The question made me think of my very first freelance job as the owner of my own illustration/copywriting business. I’d freelanced for Fairchild Publications, a national chain of fashion newspapers, including Women’s Wear Daily, doing all the illustrations that originated from manufacturers and designers in the New England area. Rarely, the New York paper would publish one of my drawings, but usually they were redrawn and bundled to coordinate with fashion reports from other regional offices around the country. One day, I received a call from an exclusive shop on Boston’s trendiest street, asking me to draw a shoe for their Sunday ad. I decided that this was going to be the best drawing of a shoe ever to hit any newspaper anywhere on the planet. I accepted the job, settled at my drawing board, and began.

“No, that line isn’t quite right,” I said. “It doesn’t have the flow.” I started another drawing. And another. By four in the morning, discarded, scrunched up papers littered the floor around my drawing board. Not one drawing showed the grace I had in my mind’s eye that illustrated what had now become THE DAMN SHOE. I hated every one of them. I was cockeyed, juiced on coffee, miserable that I couldn’t pull off the da Vinci of shoe illustrations. What to do?

It was then I learned a valuable lesson. I drew THE DAMN SHOE. No, it wasn’t a masterpiece, but it was the best I could do right then and meet the deadline that morning. I showered, dressed, and, bleary-eyed, brought the drawing and the shoe to the store. They didn’t see the mess I saw, but what they did see they loved. It began a long association with that store and many more, where I drew everything and anything they advertised.

Given another day or week or month, I may have been able to draw the perfect shoe, but I couldn’t that night. Given another day or week or month, I might have written a better book, or maybe I would have ruined it. Which one I’ll never know, because I had a deadline, and what I’d written was the best I could do at that moment.

Epilogue: I never read my books once they’re in print because I don’t want to see what I could have written better. I’ve heard some actors never watch their movies for the same reason. But I’ve taken everything I’ve learned from writing one book and applied it to the next, just like I did with THE DAMN SHOE. Did I ever draw the perfect shoe or write the perfect sentence? I don’t know. I still obsess—to a point. Then I conclude—this is the best I can do at this moment in time. Not next week or next month, but now. Once I came to that conclusion, I was a lot happier. By the way, the designer shoe illustrations are decades old. First clue: yellowed paper. Second clue: they cost $25. 

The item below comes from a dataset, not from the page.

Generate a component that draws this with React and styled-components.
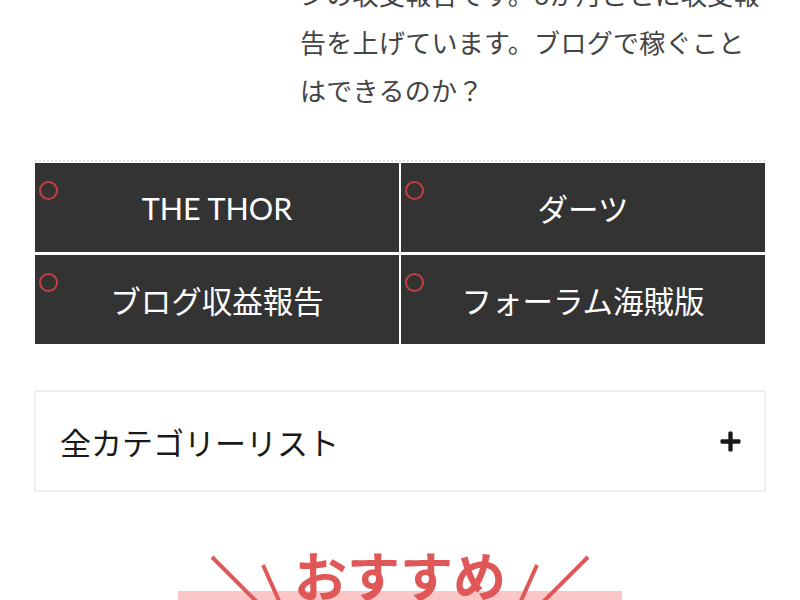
import React from 'react';
import styled, { createGlobalStyle } from 'styled-components';
import { FaPlus } from 'react-icons/fa';

const GlobalStyle = createGlobalStyle`
  html, body {
    margin: 0;
    padding: 0;
    background: #fff;
    overflow: hidden;
  }
  body {
    font-family: Lato, 'Noto Sans CJK JP', sans-serif;
  }
`;

const categories = ['THE THOR', 'ダーツ', 'ブログ収益報告', 'フォーラム海賊版'];

const App = () => {
  return (
    <Page>
      <GlobalStyle />
      <Excerpt>
        ンの収支報告です。6か月ごとに収支報告を上げています。ブログで稼ぐことはできるのか？
      </Excerpt>

      <CategoryGrid>
        {categories.map((c) => (
          <CategoryCell key={c}>
            <Ring />
            {c}
          </CategoryCell>
        ))}
      </CategoryGrid>

      <Accordion>
        <span>全カテゴリーリスト</span>
        <FaPlus className='acc-icon' />
      </Accordion>

      <Recommend>
        <Rays viewBox='0 0 444 50' preserveAspectRatio='none'>
          <line x1='34' y1='6' x2='80' y2='52' />
          <line x1='85' y1='14' x2='102' y2='52' />
          <line x1='359' y1='14' x2='342' y2='52' />
          <line x1='410' y1='6' x2='364' y2='52' />
        </Rays>
        <RecTitle>おすすめ</RecTitle>
      </Recommend>
    </Page>
  );
};

const Page = styled.div`
  width: 800px;
  height: 600px;
  padding: 0 34px;
  box-sizing: border-box;
  overflow: hidden;
`;

const Excerpt = styled.p`
  margin: -29px 0 0 266px;
  width: 470px;
  font-size: 26px;
  line-height: 48px;
  color: #444;
  letter-spacing: 0.3px;
`;

const CategoryGrid = styled.div`
  margin: 45px 1px 0;
  border-top: 2px dotted #ddd;
  padding-top: 1px;
  display: grid;
  grid-template-columns: 1fr 1fr;
  gap: 3px 2px;
`;

const CategoryCell = styled.div`
  position: relative;
  height: 89px;
  background: #333;
  color: #fff;
  font-size: 30.5px;
  display: flex;
  align-items: center;
  justify-content: center;
`;

const Ring = styled.span`
  position: absolute;
  left: 4px;
  top: 18px;
  width: 19px;
  height: 19px;
  border: 2.5px solid #c0413e;
  border-radius: 50%;
  box-sizing: border-box;
`;

const Accordion = styled.div`
  margin-top: 46px;
  height: 102px;
  box-sizing: border-box;
  border: 2px solid #eee;
  display: flex;
  align-items: center;
  justify-content: space-between;
  padding: 0 22px 0 24px;
  font-size: 31px;
  color: #191919;

  .acc-icon {
    font-size: 23px;
    color: #191919;
  }
`;

const Recommend = styled.div`
  position: relative;
  margin: 59px auto 0;
  width: 444px;
  height: 60px;
  background: linear-gradient(to bottom, transparent 40px, #fdc6c6 40px);
  display: flex;
  justify-content: center;
`;

const Rays = styled.svg`
  position: absolute;
  left: 0;
  top: 0;
  width: 444px;
  height: 50px;
  stroke: #e05757;
  stroke-width: 4;
`;

const RecTitle = styled.div`
  position: relative;
  font-size: 53px;
  font-weight: 700;
  color: #e05757;
  line-height: 60px;
  margin-top: -4px;
`;

export default App;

Contest details. Winner will be announced this weekend, and you must check back to see if you won. Maryn wants to remind everyone that these are erotic romances. There’s graphic language and, you know, erotic stuff. You can read the first chapter at her website to see if it's for you.

Maryn Sinclair’s books are available at http://www.loose-id.com/Our-Authors/Maryn-Sinclair
You can read the first chapter of each by clicking on the book and then Read an excerpt.
Sexual Persuasion is now available on Kindle. Also, check out her website at: http://www.MarynSinclair.com


Linda Lovely said...

I can relate. I spend 10 (or more) times the amount of effort/time editing and need a deadline (or a critique partner) to tell me to STOP. This was a timely post. I just finished another edit yesterday of the sequel to my published mystery but haven't been able to push the Send button to my publisher. Just one more...Okay, I'm setting a firm deadline for myself. This Friday. Thanks, Maryn.

Maryn Sinclair said...

It's timely for me too, Linda. I should heed my own advice. This time I changed almost everything because I wasn't thrilled with it to begin with. I'm setting a deadline:
Thanksgiving. :-) Thanks for stopping by.

Ellis Vidler said...

Maryn, I think we're all in the same boat. My first drafts are just the starting place. Every time I look at one of my manuscripts, I see something to change. The story comes through in the rewriting, or editing. That's the best part. Just write it down. I heard Nora Roberts say you can always tweak or rewrite your work, but there's nothing to do with a blank page.

Karen said...

I agonize over everything I write -comments, reviews, etc. I can re-write comments on blogs a half dozen times before I'm 'satisfied'. I finally tell myself to get a grip and hit submit~~ :O)

Maryn Sinclair said...

Karen, that's kind of what you have to do. It's that perfectionist gene. I bet it applies to everything you do too. That's not to say we're perfect in those other tasks, but we try to do the best we can. And I don't think it's a bad thing.